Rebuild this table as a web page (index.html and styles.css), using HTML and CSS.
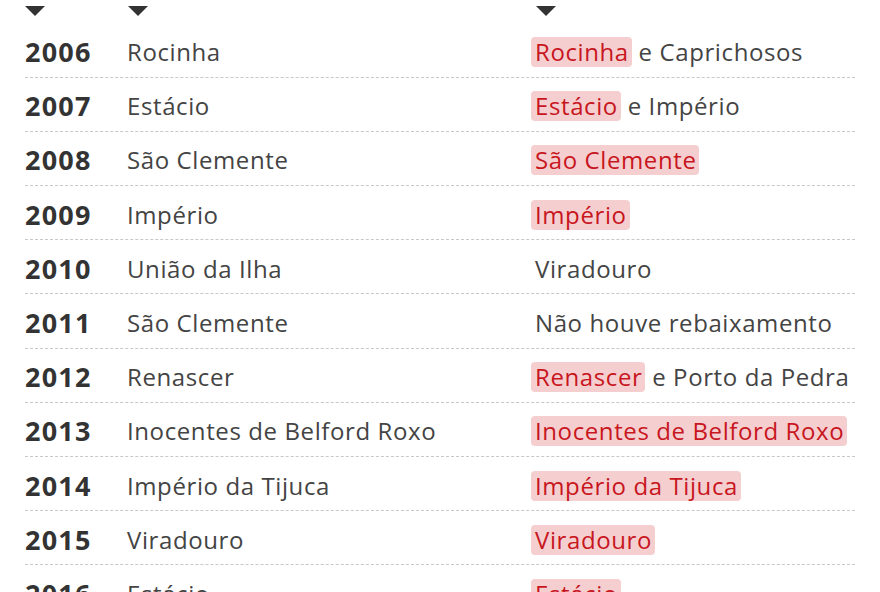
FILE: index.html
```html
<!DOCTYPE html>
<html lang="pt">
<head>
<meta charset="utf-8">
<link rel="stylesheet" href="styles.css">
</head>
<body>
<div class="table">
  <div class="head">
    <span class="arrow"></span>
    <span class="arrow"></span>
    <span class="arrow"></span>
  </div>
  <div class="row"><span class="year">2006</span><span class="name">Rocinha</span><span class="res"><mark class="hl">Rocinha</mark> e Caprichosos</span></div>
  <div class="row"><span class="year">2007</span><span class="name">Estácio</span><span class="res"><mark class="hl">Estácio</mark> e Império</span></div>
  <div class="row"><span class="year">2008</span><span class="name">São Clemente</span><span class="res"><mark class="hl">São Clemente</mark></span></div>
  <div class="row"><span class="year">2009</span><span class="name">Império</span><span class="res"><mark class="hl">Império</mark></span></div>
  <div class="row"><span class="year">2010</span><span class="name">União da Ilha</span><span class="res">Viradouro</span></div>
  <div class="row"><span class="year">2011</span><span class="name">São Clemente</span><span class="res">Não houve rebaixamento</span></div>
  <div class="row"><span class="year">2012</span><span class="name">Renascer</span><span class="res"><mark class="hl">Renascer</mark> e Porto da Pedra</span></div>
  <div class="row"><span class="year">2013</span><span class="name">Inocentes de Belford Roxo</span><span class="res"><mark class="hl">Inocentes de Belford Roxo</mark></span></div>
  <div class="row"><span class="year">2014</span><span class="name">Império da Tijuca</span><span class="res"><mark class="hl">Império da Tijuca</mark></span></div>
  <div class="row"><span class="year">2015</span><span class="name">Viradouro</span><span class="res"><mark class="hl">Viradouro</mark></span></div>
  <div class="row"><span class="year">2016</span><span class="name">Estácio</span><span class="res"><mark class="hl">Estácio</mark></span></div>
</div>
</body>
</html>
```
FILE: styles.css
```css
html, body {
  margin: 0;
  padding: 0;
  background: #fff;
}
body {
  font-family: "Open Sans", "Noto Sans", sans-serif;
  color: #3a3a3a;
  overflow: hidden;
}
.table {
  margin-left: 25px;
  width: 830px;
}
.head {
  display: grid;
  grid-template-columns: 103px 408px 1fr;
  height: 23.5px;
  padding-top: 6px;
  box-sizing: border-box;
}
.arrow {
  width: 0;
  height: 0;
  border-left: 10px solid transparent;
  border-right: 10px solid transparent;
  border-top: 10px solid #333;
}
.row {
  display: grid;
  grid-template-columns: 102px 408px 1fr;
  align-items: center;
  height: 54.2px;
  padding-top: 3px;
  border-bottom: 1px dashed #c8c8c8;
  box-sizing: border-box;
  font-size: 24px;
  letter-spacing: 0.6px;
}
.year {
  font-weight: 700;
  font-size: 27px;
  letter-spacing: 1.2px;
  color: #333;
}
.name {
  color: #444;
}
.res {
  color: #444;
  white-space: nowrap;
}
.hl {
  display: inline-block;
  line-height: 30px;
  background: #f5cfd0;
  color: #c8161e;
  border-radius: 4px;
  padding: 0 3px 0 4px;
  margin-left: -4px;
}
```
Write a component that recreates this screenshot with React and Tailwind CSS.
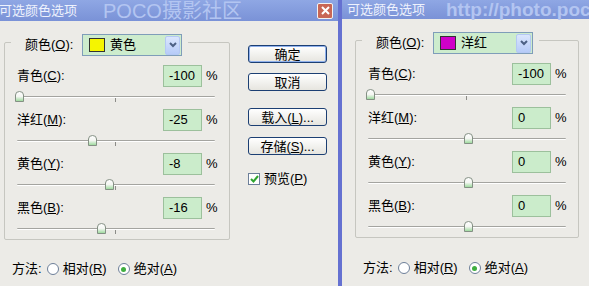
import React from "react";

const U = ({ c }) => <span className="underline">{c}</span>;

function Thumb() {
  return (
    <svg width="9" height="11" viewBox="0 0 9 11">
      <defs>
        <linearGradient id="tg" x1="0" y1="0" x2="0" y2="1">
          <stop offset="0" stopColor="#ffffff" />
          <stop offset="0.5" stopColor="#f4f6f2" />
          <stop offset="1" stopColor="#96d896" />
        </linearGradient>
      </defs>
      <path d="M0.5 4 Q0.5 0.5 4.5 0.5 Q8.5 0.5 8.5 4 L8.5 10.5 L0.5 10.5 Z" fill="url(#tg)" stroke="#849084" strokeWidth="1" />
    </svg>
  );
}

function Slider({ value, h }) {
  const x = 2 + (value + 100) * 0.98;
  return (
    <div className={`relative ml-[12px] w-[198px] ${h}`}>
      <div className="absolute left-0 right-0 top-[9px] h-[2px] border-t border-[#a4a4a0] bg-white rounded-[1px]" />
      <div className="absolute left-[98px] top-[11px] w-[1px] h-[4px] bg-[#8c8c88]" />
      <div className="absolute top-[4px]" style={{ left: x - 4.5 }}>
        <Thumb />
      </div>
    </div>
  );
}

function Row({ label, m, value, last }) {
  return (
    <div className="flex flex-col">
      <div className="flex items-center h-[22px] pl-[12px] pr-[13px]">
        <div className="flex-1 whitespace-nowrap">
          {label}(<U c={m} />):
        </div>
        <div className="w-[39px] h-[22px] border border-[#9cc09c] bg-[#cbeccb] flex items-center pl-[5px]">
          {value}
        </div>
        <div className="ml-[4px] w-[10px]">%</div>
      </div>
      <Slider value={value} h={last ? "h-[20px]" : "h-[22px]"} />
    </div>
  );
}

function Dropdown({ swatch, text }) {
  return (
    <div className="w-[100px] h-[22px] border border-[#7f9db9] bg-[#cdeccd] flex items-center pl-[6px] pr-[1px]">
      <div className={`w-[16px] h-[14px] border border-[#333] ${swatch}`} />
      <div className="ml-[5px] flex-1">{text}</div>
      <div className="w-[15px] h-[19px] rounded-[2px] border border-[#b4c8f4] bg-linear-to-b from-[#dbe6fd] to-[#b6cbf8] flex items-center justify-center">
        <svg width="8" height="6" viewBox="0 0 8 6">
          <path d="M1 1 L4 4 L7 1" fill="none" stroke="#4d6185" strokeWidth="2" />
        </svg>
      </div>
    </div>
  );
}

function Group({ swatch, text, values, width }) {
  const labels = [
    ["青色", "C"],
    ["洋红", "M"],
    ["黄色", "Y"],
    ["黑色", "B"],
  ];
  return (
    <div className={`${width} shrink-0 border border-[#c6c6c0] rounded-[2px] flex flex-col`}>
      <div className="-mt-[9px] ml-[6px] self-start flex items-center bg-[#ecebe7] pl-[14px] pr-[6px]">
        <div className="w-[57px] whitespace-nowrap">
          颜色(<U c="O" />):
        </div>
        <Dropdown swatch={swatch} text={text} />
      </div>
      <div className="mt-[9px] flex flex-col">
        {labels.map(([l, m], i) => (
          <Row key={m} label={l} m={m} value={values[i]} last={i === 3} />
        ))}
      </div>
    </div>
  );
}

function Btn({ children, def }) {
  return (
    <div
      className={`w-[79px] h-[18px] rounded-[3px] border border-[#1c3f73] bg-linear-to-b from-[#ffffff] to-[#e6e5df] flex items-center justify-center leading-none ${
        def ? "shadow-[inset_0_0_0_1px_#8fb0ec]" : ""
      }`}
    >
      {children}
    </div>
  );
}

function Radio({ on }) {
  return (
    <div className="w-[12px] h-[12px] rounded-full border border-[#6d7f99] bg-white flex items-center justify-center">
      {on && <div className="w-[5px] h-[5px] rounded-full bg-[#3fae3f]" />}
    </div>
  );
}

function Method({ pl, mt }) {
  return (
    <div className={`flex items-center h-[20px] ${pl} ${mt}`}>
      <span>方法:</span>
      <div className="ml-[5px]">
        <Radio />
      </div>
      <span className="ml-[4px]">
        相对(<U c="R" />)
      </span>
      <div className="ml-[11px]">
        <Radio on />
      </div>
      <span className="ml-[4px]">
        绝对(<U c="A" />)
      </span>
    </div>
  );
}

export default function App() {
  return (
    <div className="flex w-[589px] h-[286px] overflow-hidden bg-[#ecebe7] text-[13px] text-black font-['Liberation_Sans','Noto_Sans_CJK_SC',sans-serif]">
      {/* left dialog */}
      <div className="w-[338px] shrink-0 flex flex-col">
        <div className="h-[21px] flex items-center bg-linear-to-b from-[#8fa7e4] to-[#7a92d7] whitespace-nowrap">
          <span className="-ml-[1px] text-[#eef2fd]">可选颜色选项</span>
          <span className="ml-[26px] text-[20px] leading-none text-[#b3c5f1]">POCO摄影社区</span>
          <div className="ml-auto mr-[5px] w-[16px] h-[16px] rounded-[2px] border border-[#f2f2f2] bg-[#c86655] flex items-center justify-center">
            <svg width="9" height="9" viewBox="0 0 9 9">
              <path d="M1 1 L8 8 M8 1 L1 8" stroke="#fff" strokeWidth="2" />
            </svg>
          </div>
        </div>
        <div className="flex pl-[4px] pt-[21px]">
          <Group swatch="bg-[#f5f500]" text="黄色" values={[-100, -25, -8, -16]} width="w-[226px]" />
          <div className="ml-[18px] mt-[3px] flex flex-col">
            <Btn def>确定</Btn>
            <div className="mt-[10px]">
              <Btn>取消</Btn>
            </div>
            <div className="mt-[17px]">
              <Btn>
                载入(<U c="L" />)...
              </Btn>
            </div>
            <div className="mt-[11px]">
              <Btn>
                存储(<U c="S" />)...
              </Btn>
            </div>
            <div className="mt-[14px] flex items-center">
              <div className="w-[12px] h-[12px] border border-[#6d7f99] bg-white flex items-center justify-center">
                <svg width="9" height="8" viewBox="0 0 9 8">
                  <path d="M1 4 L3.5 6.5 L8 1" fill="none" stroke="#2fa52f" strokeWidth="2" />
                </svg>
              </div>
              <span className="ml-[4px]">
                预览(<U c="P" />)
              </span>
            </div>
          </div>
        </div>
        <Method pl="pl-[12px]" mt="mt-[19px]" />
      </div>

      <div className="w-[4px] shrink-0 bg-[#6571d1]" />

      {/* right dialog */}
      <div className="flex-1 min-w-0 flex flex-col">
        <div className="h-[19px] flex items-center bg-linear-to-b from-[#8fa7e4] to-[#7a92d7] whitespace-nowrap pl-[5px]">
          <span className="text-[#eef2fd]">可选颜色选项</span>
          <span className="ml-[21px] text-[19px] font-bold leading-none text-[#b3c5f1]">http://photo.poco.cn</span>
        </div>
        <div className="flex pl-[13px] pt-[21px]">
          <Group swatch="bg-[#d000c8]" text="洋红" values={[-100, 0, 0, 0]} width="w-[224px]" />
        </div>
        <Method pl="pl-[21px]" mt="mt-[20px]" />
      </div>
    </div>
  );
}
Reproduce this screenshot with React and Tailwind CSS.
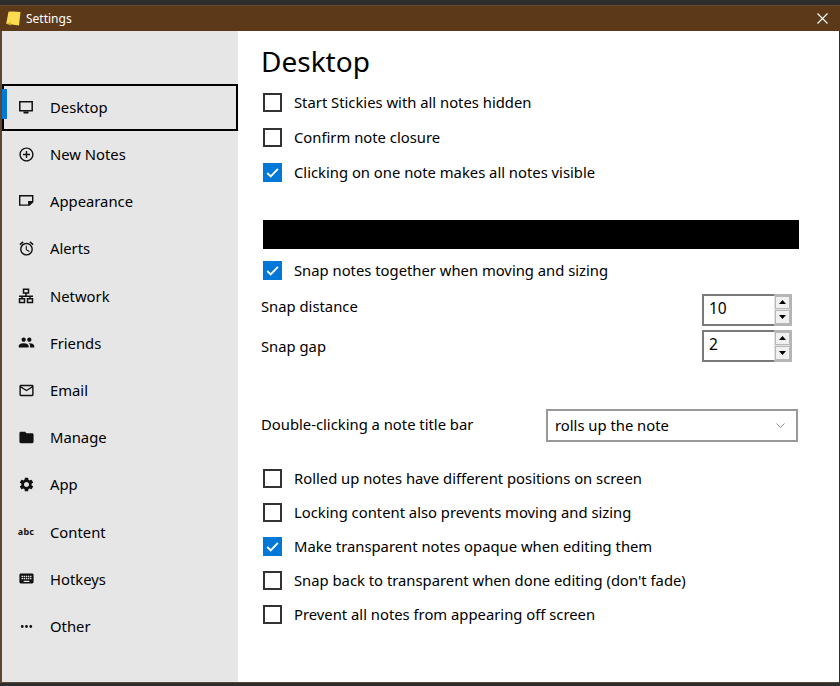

--- --- ---

• **WHAT IS NEEDED**: Using the material above, gather every line that includes "index".

• **WRITTEN RESPONSE**:
Rebuild this table as a web page (index.html and styles.css), using HTML and CSS.
FILE: index.html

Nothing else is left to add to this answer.